If You Enjoy First Giants
Reviewers compared First Giants to Elysium, an earlier co-design that serves as its spiritual predecessor, noting Elysium offered greater complexity, more card families, and richer combos across longer sessions. First Giants strips away that overhead for something faster, more flexible in player count, and more approachable, and reviewers expected to reach for it more often as a result. Fans of the stylized scientific-illustration look of Encyclopedia will appreciate its presentation, while players who love sub-hour set collection and worker placement where options naturally narrow will find a comfortable home.
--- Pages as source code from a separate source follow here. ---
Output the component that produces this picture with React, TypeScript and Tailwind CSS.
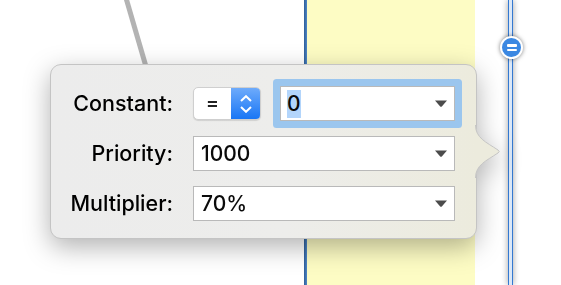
import React from "react";

function Caret() {
  return (
    <svg width="12" height="7" viewBox="0 0 12 7" className="shrink-0">
      <path d="M0 0.5 L12 0.5 L6.8 6.5 Q6 7.2 5.2 6.5 Z" fill="#4b4b4b" />
    </svg>
  );
}

function ComboField({ value, selected }: { value: string; selected?: boolean }) {
  return (
    <div className="flex h-[35px] items-center justify-between border border-[#b9b9b9] bg-white pl-[6px] pr-[7px]">
      <span
        className={
          selected
            ? "bg-[#b3d5fb] text-[21px] leading-[28px] font-[450] text-[#0a0a0a]"
            : "pl-[1px] text-[21px] leading-[28px] font-[450] text-[#0a0a0a]"
        }
      >
        {value}
      </span>
      <Caret />
    </div>
  );
}

function Label({ children }: { children: React.ReactNode }) {
  return (
    <div className="flex h-[35px] items-center justify-end text-[21.5px] font-[450] text-black">{children}</div>
  );
}

export default function App() {
  return (
    <div
      className="relative h-[285px] w-[561px] overflow-hidden bg-white"
      style={{ fontFamily: "Inter, 'Noto Sans', sans-serif" }}
    >
      {/* canvas */}
      <div className="flex h-full">
        <div className="relative w-[304px] bg-white">
          <svg width="304" height="285" className="absolute left-0 top-0">
            <line x1="126" y1="-2" x2="147" y2="70" stroke="#b3b3b3" strokeWidth="5" />
          </svg>
        </div>
        <div className="w-[3px] bg-[linear-gradient(90deg,#2d5e98,#4f86c6)]" />
        <div className="w-[168px] bg-[#fdfcc4]" />
        <div className="relative flex-1 bg-white pl-[33px]">
          <div className="h-full w-[5px] border-x-[1.5px] border-[#3479d1] bg-[#dbe8f8] shadow-[0_0_6px_rgba(0,0,0,0.4)]" />
          <div className="absolute left-[25px] top-[36px] flex h-[23px] w-[23px] flex-col items-center justify-center gap-[2px] rounded-full border-2 border-white bg-[#3b88e2] shadow-[0_0_4px_rgba(0,0,0,0.5)]">
            <div className="h-[2.5px] w-[10px] rounded-[1px] bg-white" />
            <div className="h-[2.5px] w-[10px] rounded-[1px] bg-white" />
          </div>
        </div>
      </div>

      {/* popover */}
      <div className="absolute left-[50px] top-[64px] drop-shadow-[0_8px_13px_rgba(0,0,0,0.3)]">
        <div className="relative h-[175px] w-[427px] rounded-[11px] border border-[#c4c4c4] bg-[linear-gradient(90deg,#ececec_0%,#ededeb_55%,#ecebdd_100%)] pt-[21px]">
          <div className="grid grid-cols-[122px_262px] gap-x-[20px] gap-y-[15px]">
            <Label>Constant:</Label>
            <div className="flex items-center gap-[19px]">
              <div className="flex h-[33px] w-[68px] overflow-hidden rounded-[5px] border border-[#cfcfcf] bg-white shadow-[0_1px_1px_rgba(0,0,0,0.12)]">
                <div className="flex flex-1 items-center justify-center pb-[2px] text-[20px] font-medium text-[#222]">=</div>
                <div className="flex w-[29px] flex-col items-center justify-center gap-[4px] bg-[linear-gradient(180deg,#6eabfb,#1976f5)]">
                  <svg width="12" height="7" viewBox="0 0 12 7">
                    <path d="M1 6 L6 1.2 L11 6" fill="none" stroke="white" strokeWidth="2" />
                  </svg>
                  <svg width="12" height="7" viewBox="0 0 12 7">
                    <path d="M1 1 L6 5.8 L11 1" fill="none" stroke="white" strokeWidth="2" />
                  </svg>
                </div>
              </div>
              <div className="flex-1 rounded-[1px] shadow-[0_0_0_7px_#9bc6ee]">
                <ComboField value="0" selected />
              </div>
            </div>
            <Label>Priority:</Label>
            <ComboField value="1000" />
            <Label>Multiplier:</Label>
            <ComboField value="70%" />
          </div>
          <svg width="28" height="56" viewBox="0 0 28 56" className="absolute right-[-26px] top-[60px]">
            <path
              d="M0 0 C2 0 2 0 2 1 C2 13 12 17 24 25 Q26.5 26.5 24 28 C12 36 2 40 2 52 C2 53 2 53 0 53 Z"
              fill="#ecebdd"
            />
            <path
              d="M1.5 0 C1.5 13 12 17 24 25 Q26.5 26.5 24 28 C12 36 1.5 40 1.5 53"
              fill="none"
              stroke="#c4c4c4"
              strokeWidth="1"
            />
          </svg>
        </div>
      </div>
    </div>
  );
}
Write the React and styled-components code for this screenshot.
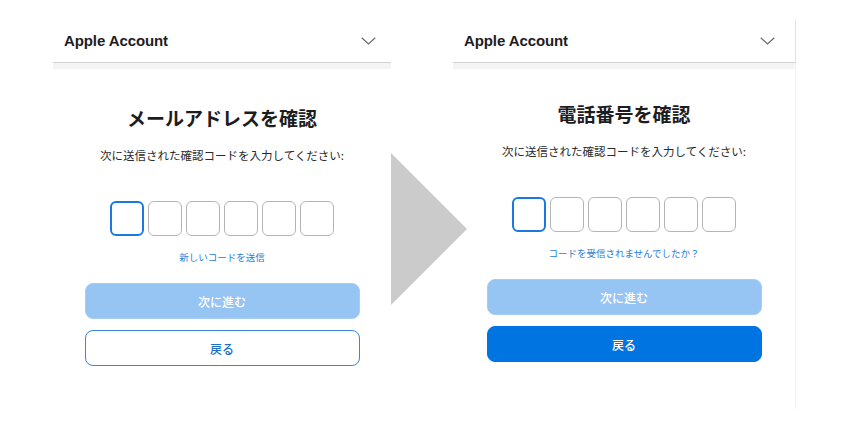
import styled, { createGlobalStyle } from "styled-components";

const GlobalStyle = createGlobalStyle`
    body {
        margin: 0;
        background: #ffffff;
        font-family: "Liberation Sans", "Noto Sans CJK JP", sans-serif;
    }
`

const screens = [
    {
        title: "メールアドレスを確認",
        link: "新しいコードを送信",
        top: 35,
        width: 338,
        padRight: 15,
        edge: false,
        backFilled: false,
    },
    {
        title: "電話番号を確認",
        link: "コードを受信されませんでしたか？",
        top: 31,
        width: 343,
        padRight: 20,
        edge: true,
        backFilled: true,
    },
];

function Chevron() {
    return (
        <svg width="15" height="8" viewBox="0 0 15 8">
            <path d="M0.7 0.7 L7.5 7 L14.3 0.7" fill="none" stroke="#6b6b6b" strokeWidth="1.2" />
        </svg>
    )
}

function Screen({ data }) {
    return (
        <Panel $width={data.width}>
            <Header $padRight={data.padRight} $edge={data.edge}>
                <Brand>Apple Account</Brand>
                <Chevron />
            </Header>
            <Band />
            <Body $top={data.top} $edge={data.edge}>
                <Title>{data.title}</Title>
                <Subtitle>次に送信された確認コードを入力してください:</Subtitle>
                <Codes>
                    {[0, 1, 2, 3, 4, 5].map((i) => (
                        <CodeBox key={i} $active={i === 0} />
                    ))}
                </Codes>
                <Link>{data.link}</Link>
                <Buttons>
                    <NextButton>次に進む</NextButton>
                    <BackButton $filled={data.backFilled}>戻る</BackButton>
                </Buttons>
            </Body>
        </Panel>
    )
}

export default function App() {
    return (
        <Page>
            <GlobalStyle />
            <Screen data={screens[0]} />
            <Arrow>
                <svg width="76" height="152" viewBox="0 0 76 152">
                    <polygon points="0,0 76,76 0,152" fill="#cbcbcb" />
                </svg>
            </Arrow>
            <Screen data={screens[1]} />
        </Page>
    )
}

const Page = styled.div`
    display: flex;
    align-items: flex-start;
    padding: 20px 0 0 53px;
    font-family: "Liberation Sans", "Noto Sans CJK JP", sans-serif;
`

const Panel = styled.div`
    width: ${(p) => p.$width}px;
    display: flex;
    flex-direction: column;
`

const Header = styled.div`
    height: 42px;
    display: flex;
    align-items: center;
    justify-content: space-between;
    padding: 0 ${(p) => p.$padRight}px 0 11px;
    border-bottom: 1px solid #d2d2d2;
    border-right: ${(p) => (p.$edge ? "1px solid #e2e2e2" : "none")};
`

const Brand = styled.span`
    font-size: 15px;
    font-weight: 700;
    color: #1d1d1f;
    letter-spacing: -0.1px;
    margin-top: -2px;
`

const Band = styled.div`
    height: 6px;
    background: #f4f4f4;
`

const Body = styled.div`
    height: 340px;
    box-sizing: border-box;
    display: flex;
    flex-direction: column;
    align-items: center;
    padding-top: ${(p) => p.$top}px;
    border-right: ${(p) => (p.$edge ? "1px solid #f1f1f1" : "none")};
`

const Title = styled.h1`
    margin: 0;
    font-family: "Noto Sans CJK JP", sans-serif;
    font-size: 19px;
    line-height: 28px;
    font-weight: 700;
    color: #1d1d1f;
`

const Subtitle = styled.p`
    margin: 14px 0 0;
    font-family: "Noto Sans CJK JP", sans-serif;
    font-size: 11.5px;
    line-height: 18px;
    color: #2a2a2a;
`

const Codes = styled.div`
    display: flex;
    gap: 4px;
    margin-top: 37px;
`

const CodeBox = styled.div`
    width: 34px;
    height: 35px;
    box-sizing: border-box;
    border-radius: 6px;
    border: ${(p) => (p.$active ? "2px solid #1a78e0" : "1px solid #b4b4b4")};
`

const Link = styled.span`
    margin-top: 14px;
    font-family: "Noto Sans CJK JP", sans-serif;
    font-size: 9.5px;
    line-height: 14px;
    color: #2a7bd6;
`

const Buttons = styled.div`
    display: flex;
    flex-direction: column;
    gap: 11px;
    margin-top: 19px;
`

const BaseButton = styled.button`
    width: 275px;
    height: 36px;
    box-sizing: border-box;
    border-radius: 8px;
    font-family: "Noto Sans CJK JP", sans-serif;
    font-size: 12px;
    font-weight: 500;
    cursor: pointer;
`

const NextButton = styled(BaseButton)`
    background: #96c4f3;
    border: 1px solid #a6cdf5;
    color: #ffffff;
`

const BackButton = styled(BaseButton)`
    background: ${(p) => (p.$filled ? "#0074e0" : "#ffffff")};
    border: 1px solid ${(p) => (p.$filled ? "#0074e0" : "#3a86da")};
    color: ${(p) => (p.$filled ? "#ffffff" : "#1f6fc9")};
`

const Arrow = styled.div`
    width: 76px;
    margin: 133px -14px 0 0;
    display: flex;
`
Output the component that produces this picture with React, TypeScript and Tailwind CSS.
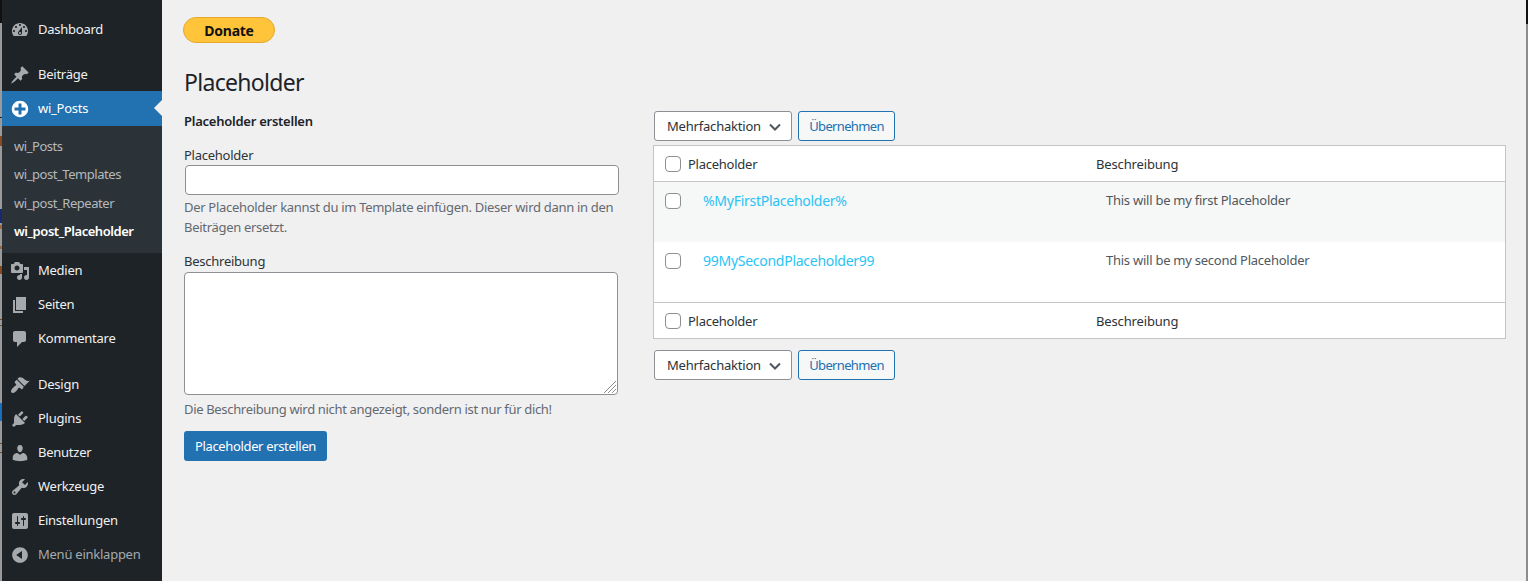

The game bridges dedicated hobbyists, who enjoy the timing and pivoting decisions, and casual players drawn to dinosaurs and elegant components.
What Reviewers Are Saying
"I first played it at PAX Unplugged at the Asmodee showcase where they were showing some of their lineup for the upcoming year, and both Eric and I walked away from that going like, wow, that game was really the standout there. It just flowed well, had great components, it made you want to play it, and there were lots of neat levers within the game."
— The Cardboard Herald
"I think the game flows really easily. You don't feel overloaded with a lot of rules going into the game, and you can take, I think, meaningful choices in the game, and sometimes you feel pretty clever as you're doing it."
— Tantrum House
"There's a little bit of that tension and strategy with the cards that you have collected and they're in your study and maybe they're working really well for combos, they're giving you points or triggering when things happen. How long do you keep them up there and when is the right time to bring them down?"